[WHAT YOU ARE ASKED TO DO]
Copy out all the lines exactly. Omit pictures.

[RECORDED INFORMATION]

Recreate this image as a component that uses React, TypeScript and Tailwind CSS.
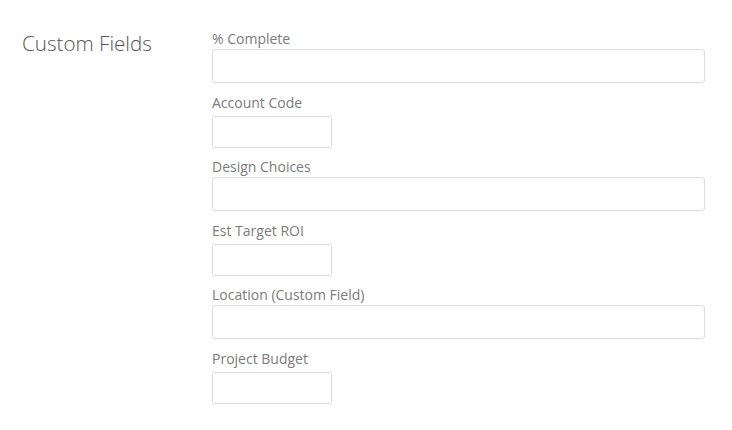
const fields: { label: string; wide: boolean }[] = [
  { label: "% Complete", wide: true },
  { label: "Account Code", wide: false },
  { label: "Design Choices", wide: true },
  { label: "Est Target ROI", wide: false },
  { label: "Location (Custom Field)", wide: true },
  { label: "Project Budget", wide: false },
];

const App = () => {
  return (
    <div
      className="min-h-screen bg-white flex items-start pt-[29px] pl-[22px]"
      style={{ fontFamily: '"Open Sans", "Liberation Sans", sans-serif' }}
    >
      <h2 className="w-[190px] shrink-0 text-[20.6px] leading-7 font-light text-[#555]">
        Custom Fields
      </h2>
      <div className="w-[493px] flex flex-col">
        {fields.map((f) =>
          f.wide ? (
            <div key={f.label} className="flex flex-col mb-[10px]">
              <label className="text-[14px] leading-5 text-[#7b7b7b]">
                {f.label}
              </label>
              <input
                type="text"
                className="h-[34px] w-full rounded-[3px] border border-[#ddd] px-2 text-[14px] outline-none"
              />
            </div>
          ) : (
            <div key={f.label} className="flex flex-col mb-[9px]">
              <label className="text-[14px] leading-5 text-[#7b7b7b]">
                {f.label}
              </label>
              <input
                type="text"
                className="mt-[3px] h-[32px] w-[120px] rounded-[3px] border border-[#ddd] px-2 text-[14px] outline-none"
              />
            </div>
          )
        )}
      </div>
    </div>
  );
};

export default App;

[COMPLETED TASK]
Recreate this image as a component that uses React, TypeScript and Tailwind CSS.
const fields: { label: string; wide: boolean }[] = [
  { label: "% Complete", wide: true },
  { label: "Account Code", wide: false },
  { label: "Design Choices", wide: true },
  { label: "Est Target ROI", wide: false },
  { label: "Location (Custom Field)", wide: true },
  { label: "Project Budget", wide: false },
];

const App = () => {
  return (
    <div
      className="min-h-screen bg-white flex items-start pt-[29px] pl-[22px]"
      style={{ fontFamily: '"Open Sans", "Liberation Sans", sans-serif' }}
    >
      <h2 className="w-[190px] shrink-0 text-[20.6px] leading-7 font-light text-[#555]">
        Custom Fields
      </h2>
      <div className="w-[493px] flex flex-col">
        {fields.map((f) =>
          f.wide ? (
            <div key={f.label} className="flex flex-col mb-[10px]">
              <label className="text-[14px] leading-5 text-[#7b7b7b]">
                {f.label}
              </label>
              <input
                type="text"
                className="h-[34px] w-full rounded-[3px] border border-[#ddd] px-2 text-[14px] outline-none"
              />
            </div>
          ) : (
            <div key={f.label} className="flex flex-col mb-[9px]">
              <label className="text-[14px] leading-5 text-[#7b7b7b]">
                {f.label}
              </label>
              <input
                type="text"
                className="mt-[3px] h-[32px] w-[120px] rounded-[3px] border border-[#ddd] px-2 text-[14px] outline-none"
              />
            </div>
          )
        )}
      </div>
    </div>
  );
};

export default App;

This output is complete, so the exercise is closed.